Неужели никто не хочет так поставить вопрос в Думе?
Готовый к Вашим услугам
В. Бурцев».
Ну а министр внутренних дел Столыпин с санкции премьер-министра Столыпина решил продолжать охоту на министров. Новой жертвой должен был стать бывший министр финансов и премьер-министр Сергей Юльевич Витте. К подготовке покушения были подключены генерал Трепов, начальник Санкт-Петербургского охранного отделения полковник Герасимов и др.
Непосредственно с террористами общался жандармский ротмистр Комиссаров, который ранее работал в Азефом. Комиссаров подыскал и террориста Филимона Казаринова. Тот несколько месяцев служил агентом охранки в «Союзе Михаила Архангела» и участвовал в убийстве большевика Николая Баумана.

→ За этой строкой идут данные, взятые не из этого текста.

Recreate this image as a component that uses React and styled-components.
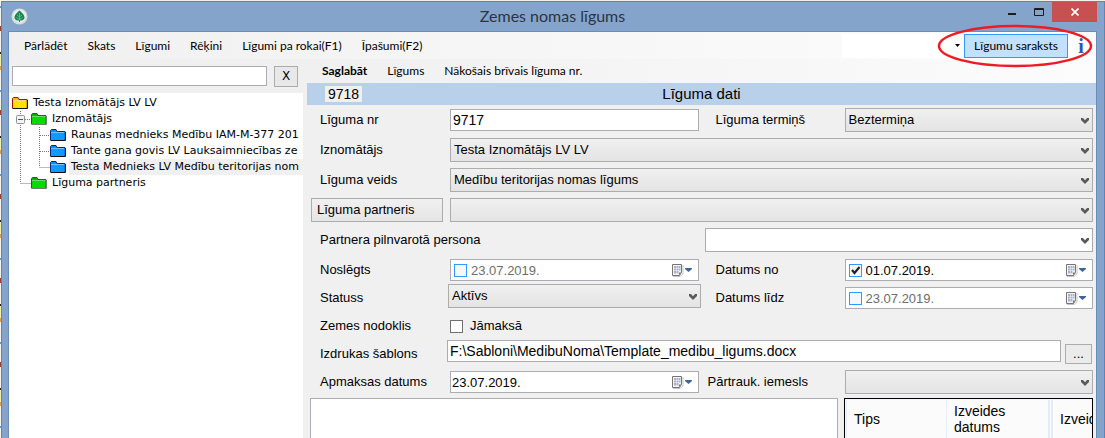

За ликвидацию Витте взялся полицейский агент А.Е. Казанцев. Он подговорил убить Витте двух молодых рабочих В.Д. Федорова и А.С. Степанова, не состоявших ранее в революционных организациях. Казанцев представился рабочим в качестве эсера. Разумеется, партия эсеров ничего не знала об этой затее.
Рано утром 29 января 1907 г. Федоров и Степанов взобрались на крышу дома Витте и опустили в дымоходы две бомбы с часовым механизмом. Взрыв был намечен на 9 часов утра. Однако взрыватели не сработали, и вечером прислуга обнаружила бомбы.
Предоставлю слово самому Витте: «Когда я пришел наверх, то увидел во вьюшке печки четырехугольный маленький ящик; к этому ящику была привязана очень длинная бечевка. Я спросил Гурьева, что это значит? На что истопник мне ответил: что, когда он отворил вьюшку, то заметил конец веревки и начал тащить и, вытащив веревку арш. 30, увидел, что там есть ящик. Тогда они за мной послали. Я взял этот ящик и положил на пол. Ящик и веревка были очень мало замараны сажей, хотя несколько и были. Тогда Гурьев хотел, чтобы этот ящик вынесли из дому и его там вскрыли. Так как я несколько раз был предупреждаем, что на меня хотят сделать покушение, то мне пришла мысль в голову, не есть ли это адская машина. Поэтому я сказал Гурьеву и людям, чтобы они не смели трогать ящик, а сам по телефону дал знать охранному отделению. В то время охранным отделением города Петербурга заведовал полковник Герасимов, ныне генерал, состоящий при министре внутренних дел.